Supporters say the bill has been written to meet constitutional standards. They say that while the president can propose items for rescission, or elimination, Congress must then vote on the revised spending package and then the president must sign what is in effect a new bill.

Under the proposal, the president has 45 days within the enactment of a spending bill to send a special message to Congress proposing cuts to any amount of discretionary, or non-entitlement, spending. Legislation to consider the proposed cuts would move quickly to the House and Senate floors for automatic up-or-down votes with no amendments.

The White House, in a statement, said it “strongly supports” passage of the bill, praising it for “helping to eliminate unnecessary spending and discouraging waste.” It said the bill was similar to a line-item veto proposal that Obama sent to Congress in May, 2010.

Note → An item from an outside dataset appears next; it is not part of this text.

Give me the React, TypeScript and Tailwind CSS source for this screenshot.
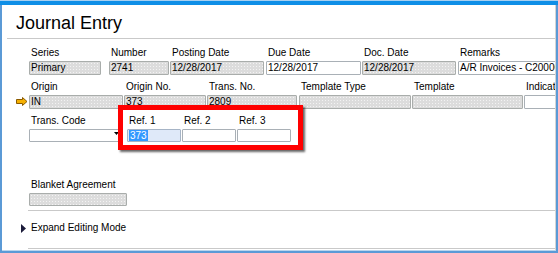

One top Democrat, minority whip Steny Hoyer of Maryland, voiced opposition, saying that while he had supported line-item veto bills in the past, he thought the bill was too restrictive in requiring that money saved from a rescission go to deficit reduction and could not be used to fund other priorities.

The bill, if it passes the House, faces an unclear road ahead in the Senate. Four senators — Republicans John McCain of Arizona and Dan Coats of Indiana and Democrats Tom Carper of Delaware and Mark Udall of Colorado — pushed to have a line-item veto provision considered by the supercommittee which last year was unable to come up with a comprehensive plan to reduce the deficit.

But the Senate, traditionally more protective of its constitutional powers, has not always been receptive to the line-item veto idea. In 2007 former Sen. Judd Gregg, R-N.H., picked up 49 votes for a line-item proposal, well short of the 60 needed to break a Democratic-led filibuster.